Before us is a summary judgment in favor of plaintiff, who appeared pro se in the trial court.

The court held:
1. It had jurisdiction.
2. Plaintiff had standing.
3. The Forty Second, 1977-78 Utah Legislature was already seated, and is a de facto legislature.
4. All laws enacted by the 1977-78 legislature are valid, and monies collected by that body need not be returned to the people.
5.Administrators and teachers employed by Utah Public School System hold a public office of profit or trust, and thus may not be members of the Utah Legislature; because such would" be in violation of Art. VI, Sec. 6, Constitution of Utah.

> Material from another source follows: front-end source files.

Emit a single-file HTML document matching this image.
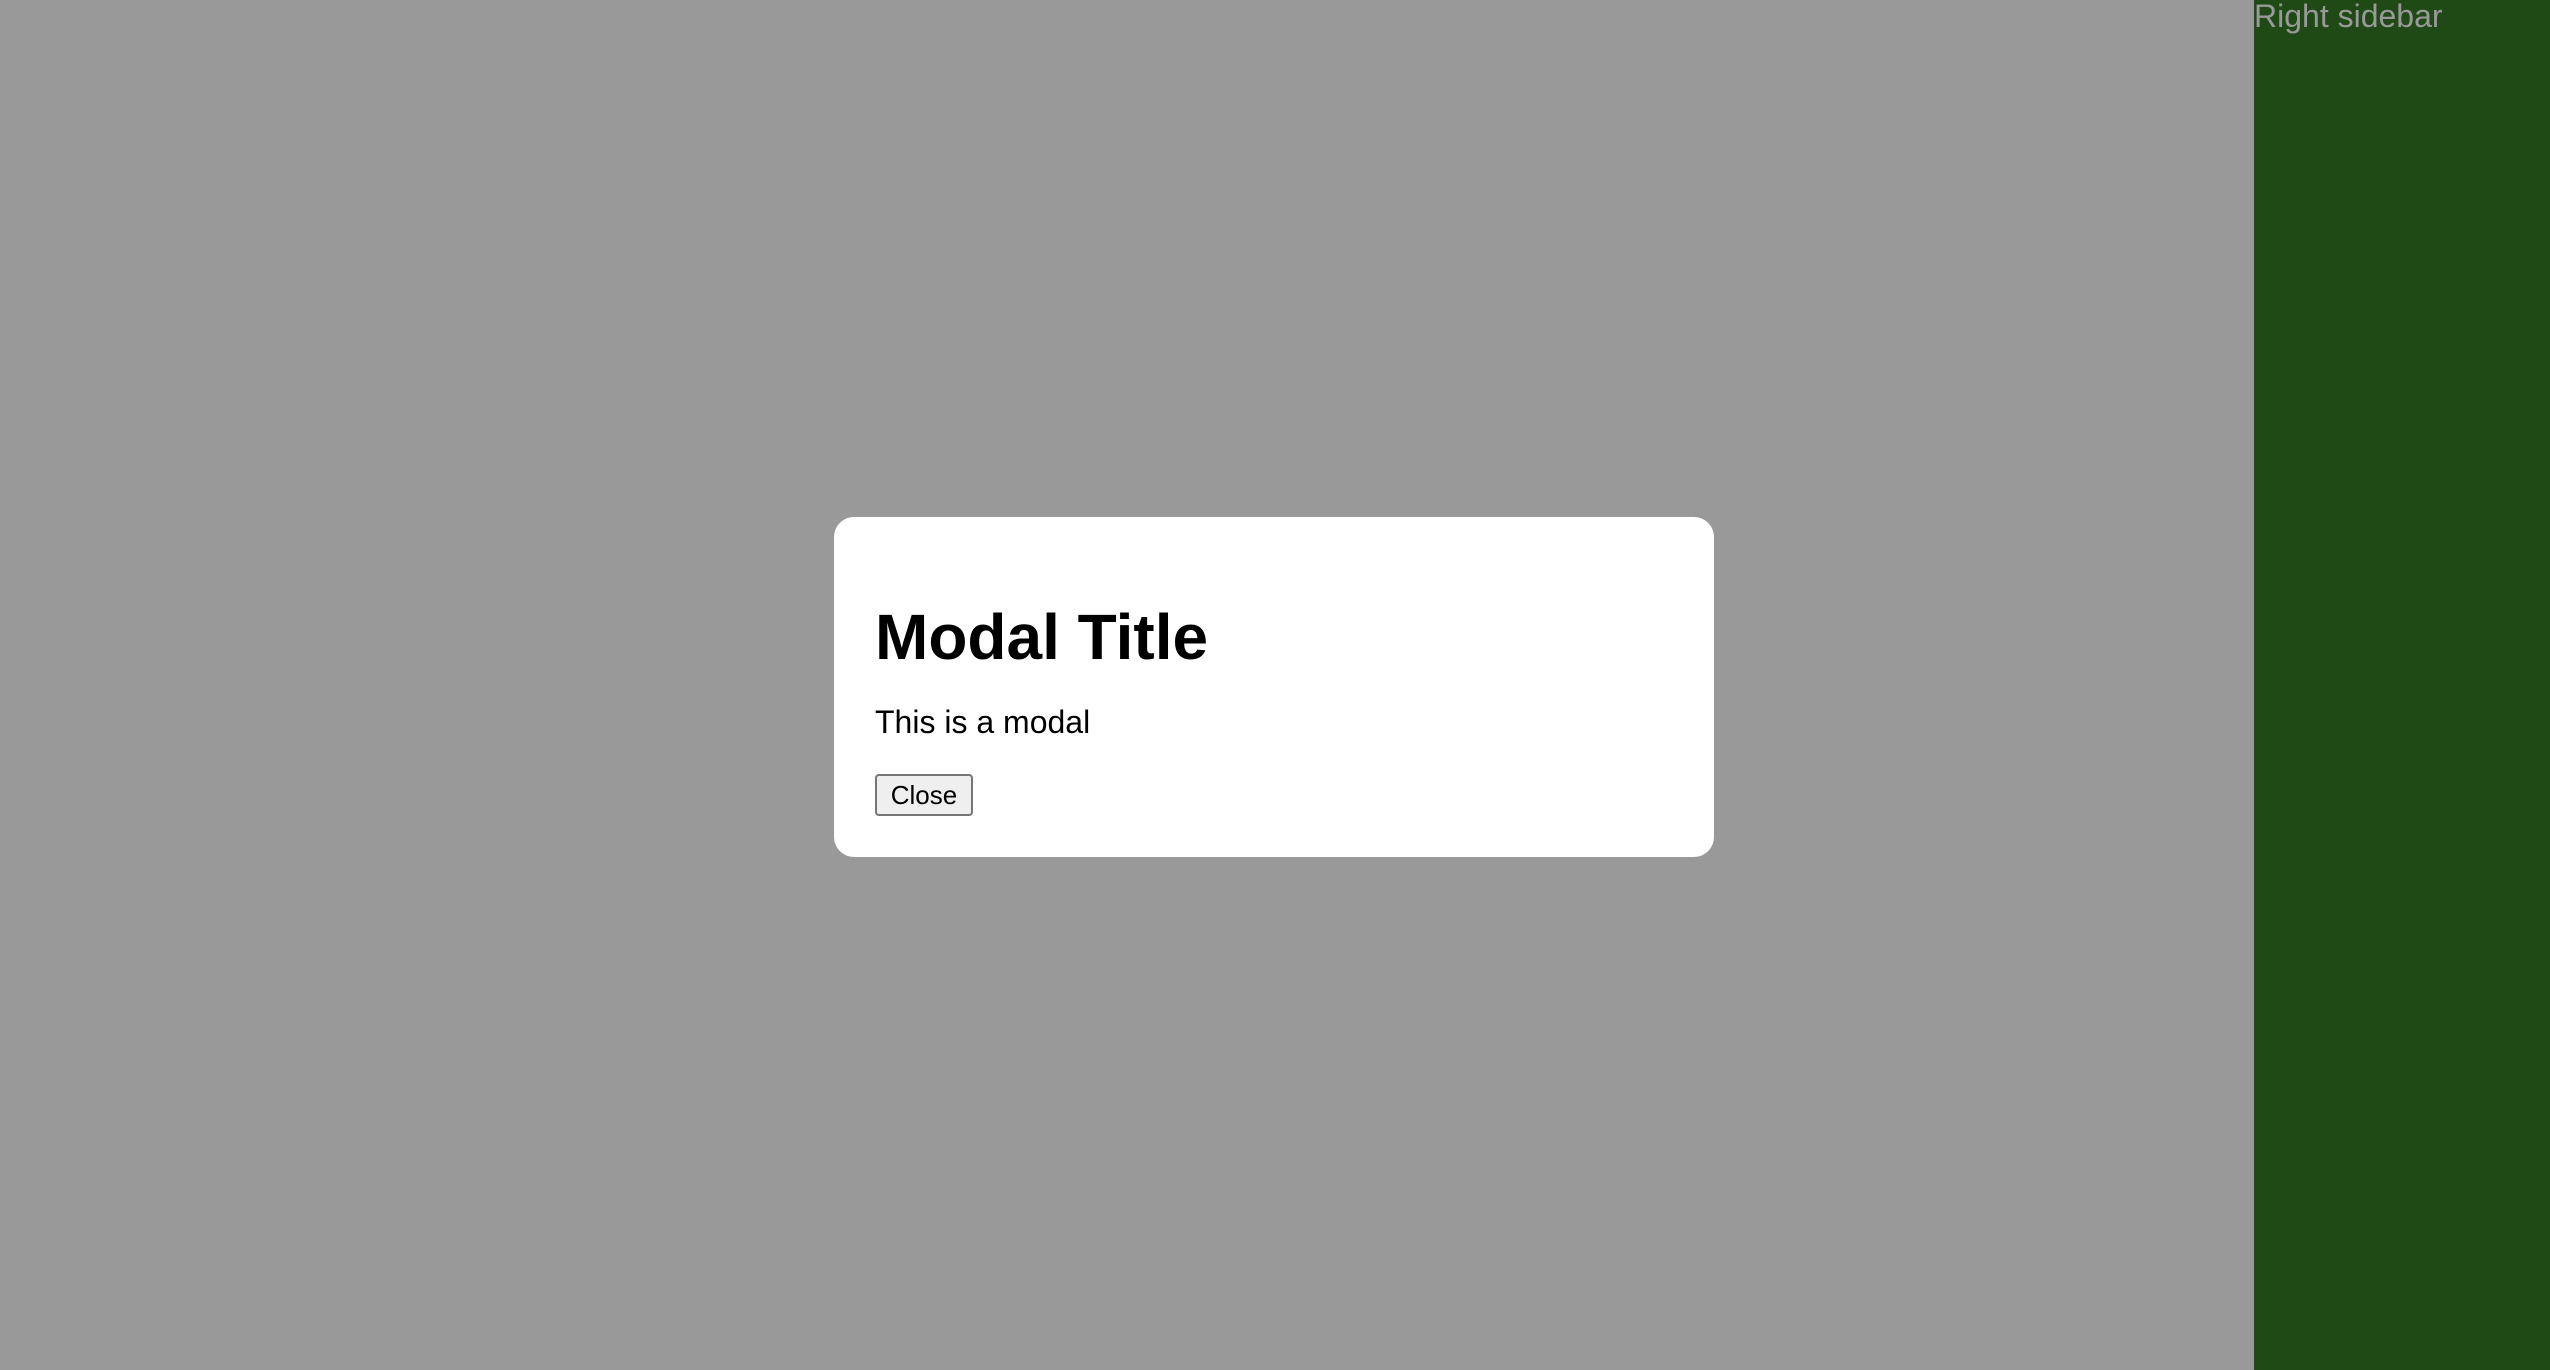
<!DOCTYPE html>
<html><head><meta charset="utf-8"><style>
html,body{margin:0;padding:0;width:2550px;height:1370px;overflow:hidden;background:#999;font-family:"Liberation Sans",Arial,sans-serif;}
.side{position:absolute;left:2254px;top:0;width:296px;height:1370px;background:#1f4a15;}
.side span{position:absolute;left:0;top:0;font-size:32px;line-height:32px;color:#999;white-space:nowrap;}
.modal{position:absolute;left:834px;top:517px;width:880px;height:340px;background:#fff;border-radius:20px;}
.t{position:absolute;left:875px;top:605px;font-size:64px;line-height:64px;font-weight:bold;color:#000;white-space:nowrap;}
.p{position:absolute;left:875px;top:706px;font-size:32px;line-height:32px;color:#000;white-space:nowrap;}
.b{position:absolute;left:875px;top:774px;width:98px;height:42px;box-sizing:border-box;border:2px solid #767676;background:#efefef;border-radius:4px;font-size:26px;line-height:38px;text-align:center;color:#000;}
</style></head><body>
<div class="side"><span>Right sidebar</span></div>
<div class="modal"></div>
<div class="t">Modal Title</div>
<div class="p">This is a modal</div>
<div class="b">Close</div>
</body></html>
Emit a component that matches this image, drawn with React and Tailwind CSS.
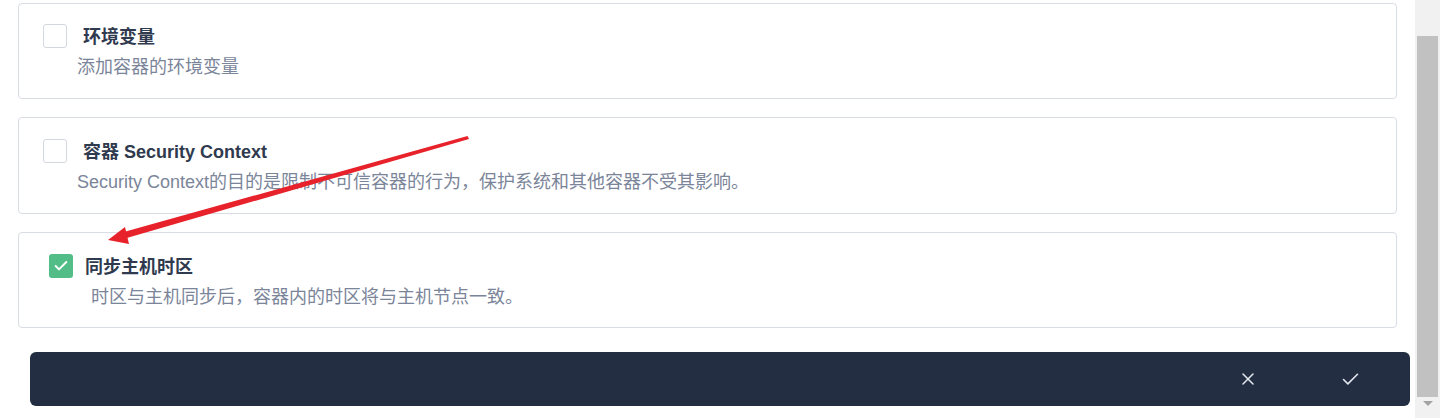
import { Check, X } from 'lucide-react';

const FONT = { fontFamily: '"Liberation Sans", "Noto Sans CJK SC", sans-serif' };

// 可选配置项卡片
function OptionCard({ title, desc, checked, shift, tall }) {
  return (
    <div className="rounded-[4px] border border-[#d8dce4] bg-white">
      <div
        className={
          shift
            ? 'pl-[30px] pt-[21px] pb-[17px]'
            : tall
              ? 'pl-[24px] pt-[21px] pb-[18px]'
              : 'pl-[24px] pt-[20px] pb-[18px]'
        }
      >
        <div className="flex items-center h-6">
          {checked ? (
            <span className="w-6 h-6 rounded-[3px] bg-[#52bd87] flex items-center justify-center">
              <Check className="w-4 h-4 text-white" strokeWidth={3} />
            </span>
          ) : (
            <span className="w-6 h-6 rounded-[3px] border border-[#d3d7de] bg-white" />
          )}
          <span className={`${shift ? 'ml-[12px]' : 'ml-[16px]'} text-[18px] font-bold text-[#303a4e] leading-6 pt-[2px]`}>
            {title}
          </span>
        </div>
        <p
          className={`${shift ? 'ml-[42px]' : 'ml-[34px]'} mt-[6px] text-[18px] leading-[26px] text-[#7b8599]`}
        >
          {desc}
        </p>
      </div>
    </div>
  );
}

export default function App() {
  return (
    <div className="relative flex h-[418px] w-full bg-white overflow-hidden" style={FONT}>
      <div className="flex-1 flex flex-col">
        <div className="flex flex-col gap-[18px] pl-[18px] pr-[18px] pt-[3px]">
          <OptionCard title="环境变量" desc="添加容器的环境变量" />
          <OptionCard
            title="容器 Security Context"
            desc="Security Context的目的是限制不可信容器的行为，保护系统和其他容器不受其影响。"
            tall
          />
          <OptionCard
            title="同步主机时区"
            desc="时区与主机同步后，容器内的时区将与主机节点一致。"
            checked
            shift
          />
        </div>

        {/* 底部操作栏 */}
        <div className="ml-[30px] mr-[5px] mt-[24px] h-[54px] rounded-[6px] bg-[#232e43] flex items-center justify-end">
          <button className="w-[36px] h-[36px] flex items-center justify-center text-[#e4e7ee]">
            <X className="w-[20px] h-[20px]" strokeWidth={1.8} />
          </button>
          <button className="ml-[66px] mr-[42px] w-[36px] h-[36px] flex items-center justify-center text-[#e4e7ee]">
            <Check className="w-[21px] h-[21px]" strokeWidth={1.8} />
          </button>
        </div>
      </div>

      {/* 模拟滚动条 */}
      <div className="w-[25px] bg-[#f1f1f1] flex flex-col items-end pr-[2px]">
        <div className="mt-[36px] w-[21px] h-[361px] bg-[#c1c1c1]" />
        <div className="mt-[4px] w-[21px] flex justify-center">
          <span className="block w-0 h-0 border-l-[5px] border-r-[5px] border-t-[5px] border-l-transparent border-r-transparent border-t-[#a3a3a3]" />
        </div>
      </div>

      {/* 标注箭头 */}
      <svg className="absolute left-0 top-0 pointer-events-none" width="1440" height="418">
        <polygon points="467.5,136 469,139 125,238.5 122,232.5" fill="#e8222a" />
        <polygon points="108,240 125,227 129,244" fill="#e8222a" />
      </svg>
    </div>
  );
}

We affirm the holdings of the trial court in 1 and 2. As to 3 and 4, we hold the Forty Second Legislature to be, at least, a de facto Legislature. Thus, laws enacted by it are not invalid by reason of its membership. As to Number 5, we do not reach that issue, and the District Court should not have reached it, because proper parties defendant are not before the court. For that reason we reverse the District Court as to Number 5: Because proper parties defendant are not before the court, a decision disposing of Number 5 would be advisory only. Rendering advisory opinions is not a function of this Court.

An inherent role of the judiciary, in matters of this nature, is interpretation of Constitutional provisions. Thus, jurisdiction is properly lodged.1

Appellants cite the usual rule that one must be personally adversely affected before he has standing to prosecute an action.2 While such is true, it is also true this Court may grant standing where matters of great public interest and societal impact are concerned.3

ELLETT, C. J., and HALL, J., concur.

. See also: Powell v. McCormack, 395 U.S. 486, 89 S.Ct. 1944, 23 L.Ed. 491 (1969); State v. Dubuque, 68 Wash.2d 553, 413 P.2d 972 (1966); Hayes v. Gill, 52 Haw. 251, 473 P.2d 872 (1970); State v. Lockhart, 76 Ariz. 390, 265 P.2d 447 (1953).

. Johnson v. State Tax Commission, 17 Utah 2d 337, 411 P.2d 831 (1966).

. See State ex rel. Sego v. Kirkpatrick, 86 N.M. 359, 524 P.2d 975 (1974).